-- REQUIREMENT --
Repeat the records word for word, excluding any picture.

## begin

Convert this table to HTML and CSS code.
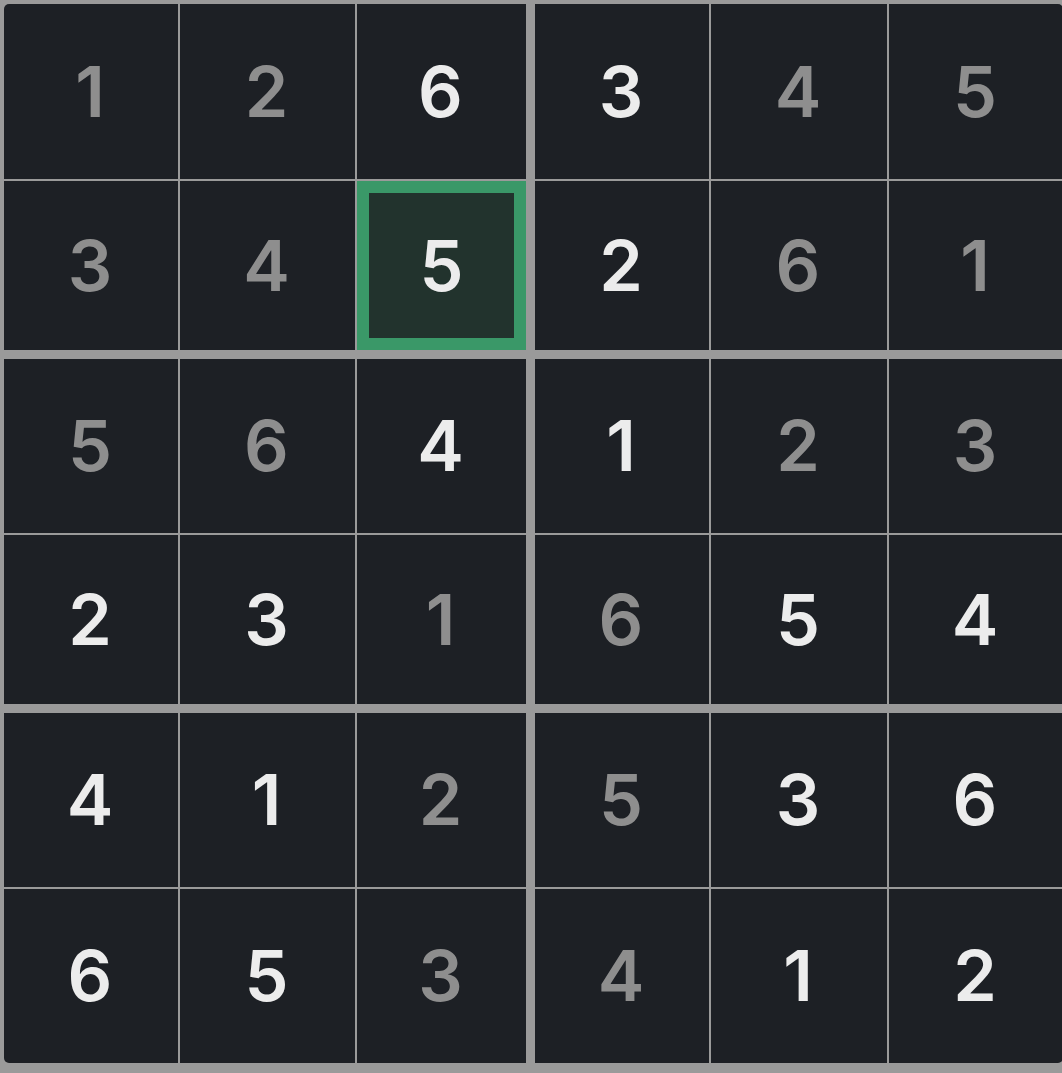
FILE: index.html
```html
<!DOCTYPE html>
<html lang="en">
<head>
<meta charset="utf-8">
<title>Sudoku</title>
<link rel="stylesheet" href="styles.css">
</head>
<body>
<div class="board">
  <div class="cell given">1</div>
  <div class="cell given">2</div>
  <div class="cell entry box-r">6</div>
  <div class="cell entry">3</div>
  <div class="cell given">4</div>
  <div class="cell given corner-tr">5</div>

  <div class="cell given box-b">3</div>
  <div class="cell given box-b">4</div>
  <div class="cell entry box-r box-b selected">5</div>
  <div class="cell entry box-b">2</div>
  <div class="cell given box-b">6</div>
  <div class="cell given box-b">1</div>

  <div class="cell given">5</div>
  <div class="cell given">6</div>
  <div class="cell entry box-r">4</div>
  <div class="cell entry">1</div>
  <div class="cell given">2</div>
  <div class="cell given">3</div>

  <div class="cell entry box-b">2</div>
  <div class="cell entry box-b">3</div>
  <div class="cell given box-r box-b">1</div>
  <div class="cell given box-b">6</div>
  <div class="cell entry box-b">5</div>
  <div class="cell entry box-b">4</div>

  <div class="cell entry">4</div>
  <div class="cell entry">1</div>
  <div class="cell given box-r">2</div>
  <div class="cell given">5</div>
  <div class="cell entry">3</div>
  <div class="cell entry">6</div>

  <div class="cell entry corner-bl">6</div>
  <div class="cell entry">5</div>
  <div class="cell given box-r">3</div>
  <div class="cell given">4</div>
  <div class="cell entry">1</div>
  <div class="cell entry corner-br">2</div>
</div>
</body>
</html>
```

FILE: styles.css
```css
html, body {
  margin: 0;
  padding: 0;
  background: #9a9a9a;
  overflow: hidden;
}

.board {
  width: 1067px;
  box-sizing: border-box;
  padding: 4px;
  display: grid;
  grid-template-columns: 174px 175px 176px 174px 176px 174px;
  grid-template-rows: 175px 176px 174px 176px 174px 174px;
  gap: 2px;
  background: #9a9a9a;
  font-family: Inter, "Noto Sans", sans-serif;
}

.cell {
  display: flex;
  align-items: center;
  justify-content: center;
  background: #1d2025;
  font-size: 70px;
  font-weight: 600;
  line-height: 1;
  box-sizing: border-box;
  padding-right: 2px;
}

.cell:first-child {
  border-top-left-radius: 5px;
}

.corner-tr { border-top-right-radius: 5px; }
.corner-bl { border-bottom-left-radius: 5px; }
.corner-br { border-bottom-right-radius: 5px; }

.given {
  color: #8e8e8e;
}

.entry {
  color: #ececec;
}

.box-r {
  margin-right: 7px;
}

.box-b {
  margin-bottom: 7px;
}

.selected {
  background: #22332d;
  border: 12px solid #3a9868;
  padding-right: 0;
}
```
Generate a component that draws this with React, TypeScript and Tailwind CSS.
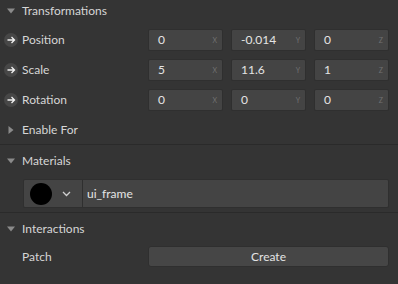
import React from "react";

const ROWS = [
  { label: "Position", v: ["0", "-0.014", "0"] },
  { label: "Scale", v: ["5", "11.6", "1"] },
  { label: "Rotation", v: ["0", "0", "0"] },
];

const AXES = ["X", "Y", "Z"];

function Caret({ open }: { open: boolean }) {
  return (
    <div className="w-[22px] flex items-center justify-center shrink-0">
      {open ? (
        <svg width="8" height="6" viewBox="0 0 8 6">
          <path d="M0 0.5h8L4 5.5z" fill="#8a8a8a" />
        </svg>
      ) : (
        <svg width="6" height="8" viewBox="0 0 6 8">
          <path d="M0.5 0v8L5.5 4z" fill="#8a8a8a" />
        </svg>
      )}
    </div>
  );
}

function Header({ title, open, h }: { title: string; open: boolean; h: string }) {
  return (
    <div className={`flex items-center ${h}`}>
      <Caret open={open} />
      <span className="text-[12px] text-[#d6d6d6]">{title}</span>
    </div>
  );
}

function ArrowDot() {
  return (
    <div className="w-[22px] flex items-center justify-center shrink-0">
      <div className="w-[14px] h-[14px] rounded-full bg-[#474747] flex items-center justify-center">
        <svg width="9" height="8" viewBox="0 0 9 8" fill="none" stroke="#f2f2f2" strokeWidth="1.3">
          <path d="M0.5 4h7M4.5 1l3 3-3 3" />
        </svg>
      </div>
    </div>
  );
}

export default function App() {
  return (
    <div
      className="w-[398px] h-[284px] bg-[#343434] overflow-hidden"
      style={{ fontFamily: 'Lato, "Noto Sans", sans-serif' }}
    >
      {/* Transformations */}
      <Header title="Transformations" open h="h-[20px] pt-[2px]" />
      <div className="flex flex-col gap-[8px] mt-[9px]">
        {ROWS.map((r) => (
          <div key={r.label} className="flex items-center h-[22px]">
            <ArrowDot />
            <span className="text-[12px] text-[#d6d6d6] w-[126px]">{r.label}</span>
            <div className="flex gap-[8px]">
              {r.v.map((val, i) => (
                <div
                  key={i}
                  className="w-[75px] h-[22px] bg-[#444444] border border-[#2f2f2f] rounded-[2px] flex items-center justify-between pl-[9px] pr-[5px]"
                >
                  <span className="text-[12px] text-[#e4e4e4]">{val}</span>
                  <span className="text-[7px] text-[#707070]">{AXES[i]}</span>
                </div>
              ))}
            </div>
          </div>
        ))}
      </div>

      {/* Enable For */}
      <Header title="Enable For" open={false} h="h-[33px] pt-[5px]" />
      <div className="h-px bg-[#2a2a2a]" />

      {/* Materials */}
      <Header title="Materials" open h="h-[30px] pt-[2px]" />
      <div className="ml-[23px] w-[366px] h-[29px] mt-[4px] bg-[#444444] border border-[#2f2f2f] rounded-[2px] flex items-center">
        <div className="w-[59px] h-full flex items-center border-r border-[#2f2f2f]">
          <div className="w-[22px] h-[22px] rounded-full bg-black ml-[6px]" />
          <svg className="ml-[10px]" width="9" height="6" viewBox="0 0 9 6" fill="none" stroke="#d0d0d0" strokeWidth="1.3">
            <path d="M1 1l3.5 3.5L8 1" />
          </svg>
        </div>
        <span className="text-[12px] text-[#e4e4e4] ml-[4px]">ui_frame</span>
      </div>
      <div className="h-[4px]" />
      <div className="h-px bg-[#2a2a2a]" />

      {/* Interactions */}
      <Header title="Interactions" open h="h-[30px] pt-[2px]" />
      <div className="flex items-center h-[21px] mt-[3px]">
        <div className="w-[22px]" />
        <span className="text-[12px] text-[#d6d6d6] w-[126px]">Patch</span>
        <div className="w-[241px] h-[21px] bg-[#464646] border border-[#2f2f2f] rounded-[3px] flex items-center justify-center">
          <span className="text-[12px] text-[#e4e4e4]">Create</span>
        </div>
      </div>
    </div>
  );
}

## end

-- THE SOLUTION --
Convert this table to HTML and CSS code.
FILE: index.html
```html
<!DOCTYPE html>
<html lang="en">
<head>
<meta charset="utf-8">
<title>Sudoku</title>
<link rel="stylesheet" href="styles.css">
</head>
<body>
<div class="board">
  <div class="cell given">1</div>
  <div class="cell given">2</div>
  <div class="cell entry box-r">6</div>
  <div class="cell entry">3</div>
  <div class="cell given">4</div>
  <div class="cell given corner-tr">5</div>

  <div class="cell given box-b">3</div>
  <div class="cell given box-b">4</div>
  <div class="cell entry box-r box-b selected">5</div>
  <div class="cell entry box-b">2</div>
  <div class="cell given box-b">6</div>
  <div class="cell given box-b">1</div>

  <div class="cell given">5</div>
  <div class="cell given">6</div>
  <div class="cell entry box-r">4</div>
  <div class="cell entry">1</div>
  <div class="cell given">2</div>
  <div class="cell given">3</div>

  <div class="cell entry box-b">2</div>
  <div class="cell entry box-b">3</div>
  <div class="cell given box-r box-b">1</div>
  <div class="cell given box-b">6</div>
  <div class="cell entry box-b">5</div>
  <div class="cell entry box-b">4</div>

  <div class="cell entry">4</div>
  <div class="cell entry">1</div>
  <div class="cell given box-r">2</div>
  <div class="cell given">5</div>
  <div class="cell entry">3</div>
  <div class="cell entry">6</div>

  <div class="cell entry corner-bl">6</div>
  <div class="cell entry">5</div>
  <div class="cell given box-r">3</div>
  <div class="cell given">4</div>
  <div class="cell entry">1</div>
  <div class="cell entry corner-br">2</div>
</div>
</body>
</html>
```

FILE: styles.css
```css
html, body {
  margin: 0;
  padding: 0;
  background: #9a9a9a;
  overflow: hidden;
}

.board {
  width: 1067px;
  box-sizing: border-box;
  padding: 4px;
  display: grid;
  grid-template-columns: 174px 175px 176px 174px 176px 174px;
  grid-template-rows: 175px 176px 174px 176px 174px 174px;
  gap: 2px;
  background: #9a9a9a;
  font-family: Inter, "Noto Sans", sans-serif;
}

.cell {
  display: flex;
  align-items: center;
  justify-content: center;
  background: #1d2025;
  font-size: 70px;
  font-weight: 600;
  line-height: 1;
  box-sizing: border-box;
  padding-right: 2px;
}

.cell:first-child {
  border-top-left-radius: 5px;
}

.corner-tr { border-top-right-radius: 5px; }
.corner-bl { border-bottom-left-radius: 5px; }
.corner-br { border-bottom-right-radius: 5px; }

.given {
  color: #8e8e8e;
}

.entry {
  color: #ececec;
}

.box-r {
  margin-right: 7px;
}

.box-b {
  margin-bottom: 7px;
}

.selected {
  background: #22332d;
  border: 12px solid #3a9868;
  padding-right: 0;
}
```
Generate a component that draws this with React, TypeScript and Tailwind CSS.
import React from "react";

const ROWS = [
  { label: "Position", v: ["0", "-0.014", "0"] },
  { label: "Scale", v: ["5", "11.6", "1"] },
  { label: "Rotation", v: ["0", "0", "0"] },
];

const AXES = ["X", "Y", "Z"];

function Caret({ open }: { open: boolean }) {
  return (
    <div className="w-[22px] flex items-center justify-center shrink-0">
      {open ? (
        <svg width="8" height="6" viewBox="0 0 8 6">
          <path d="M0 0.5h8L4 5.5z" fill="#8a8a8a" />
        </svg>
      ) : (
        <svg width="6" height="8" viewBox="0 0 6 8">
          <path d="M0.5 0v8L5.5 4z" fill="#8a8a8a" />
        </svg>
      )}
    </div>
  );
}

function Header({ title, open, h }: { title: string; open: boolean; h: string }) {
  return (
    <div className={`flex items-center ${h}`}>
      <Caret open={open} />
      <span className="text-[12px] text-[#d6d6d6]">{title}</span>
    </div>
  );
}

function ArrowDot() {
  return (
    <div className="w-[22px] flex items-center justify-center shrink-0">
      <div className="w-[14px] h-[14px] rounded-full bg-[#474747] flex items-center justify-center">
        <svg width="9" height="8" viewBox="0 0 9 8" fill="none" stroke="#f2f2f2" strokeWidth="1.3">
          <path d="M0.5 4h7M4.5 1l3 3-3 3" />
        </svg>
      </div>
    </div>
  );
}

export default function App() {
  return (
    <div
      className="w-[398px] h-[284px] bg-[#343434] overflow-hidden"
      style={{ fontFamily: 'Lato, "Noto Sans", sans-serif' }}
    >
      {/* Transformations */}
      <Header title="Transformations" open h="h-[20px] pt-[2px]" />
      <div className="flex flex-col gap-[8px] mt-[9px]">
        {ROWS.map((r) => (
          <div key={r.label} className="flex items-center h-[22px]">
            <ArrowDot />
            <span className="text-[12px] text-[#d6d6d6] w-[126px]">{r.label}</span>
            <div className="flex gap-[8px]">
              {r.v.map((val, i) => (
                <div
                  key={i}
                  className="w-[75px] h-[22px] bg-[#444444] border border-[#2f2f2f] rounded-[2px] flex items-center justify-between pl-[9px] pr-[5px]"
                >
                  <span className="text-[12px] text-[#e4e4e4]">{val}</span>
                  <span className="text-[7px] text-[#707070]">{AXES[i]}</span>
                </div>
              ))}
            </div>
          </div>
        ))}
      </div>

      {/* Enable For */}
      <Header title="Enable For" open={false} h="h-[33px] pt-[5px]" />
      <div className="h-px bg-[#2a2a2a]" />

      {/* Materials */}
      <Header title="Materials" open h="h-[30px] pt-[2px]" />
      <div className="ml-[23px] w-[366px] h-[29px] mt-[4px] bg-[#444444] border border-[#2f2f2f] rounded-[2px] flex items-center">
        <div className="w-[59px] h-full flex items-center border-r border-[#2f2f2f]">
          <div className="w-[22px] h-[22px] rounded-full bg-black ml-[6px]" />
          <svg className="ml-[10px]" width="9" height="6" viewBox="0 0 9 6" fill="none" stroke="#d0d0d0" strokeWidth="1.3">
            <path d="M1 1l3.5 3.5L8 1" />
          </svg>
        </div>
        <span className="text-[12px] text-[#e4e4e4] ml-[4px]">ui_frame</span>
      </div>
      <div className="h-[4px]" />
      <div className="h-px bg-[#2a2a2a]" />

      {/* Interactions */}
      <Header title="Interactions" open h="h-[30px] pt-[2px]" />
      <div className="flex items-center h-[21px] mt-[3px]">
        <div className="w-[22px]" />
        <span className="text-[12px] text-[#d6d6d6] w-[126px]">Patch</span>
        <div className="w-[241px] h-[21px] bg-[#464646] border border-[#2f2f2f] rounded-[3px] flex items-center justify-center">
          <span className="text-[12px] text-[#e4e4e4]">Create</span>
        </div>
      </div>
    </div>
  );
}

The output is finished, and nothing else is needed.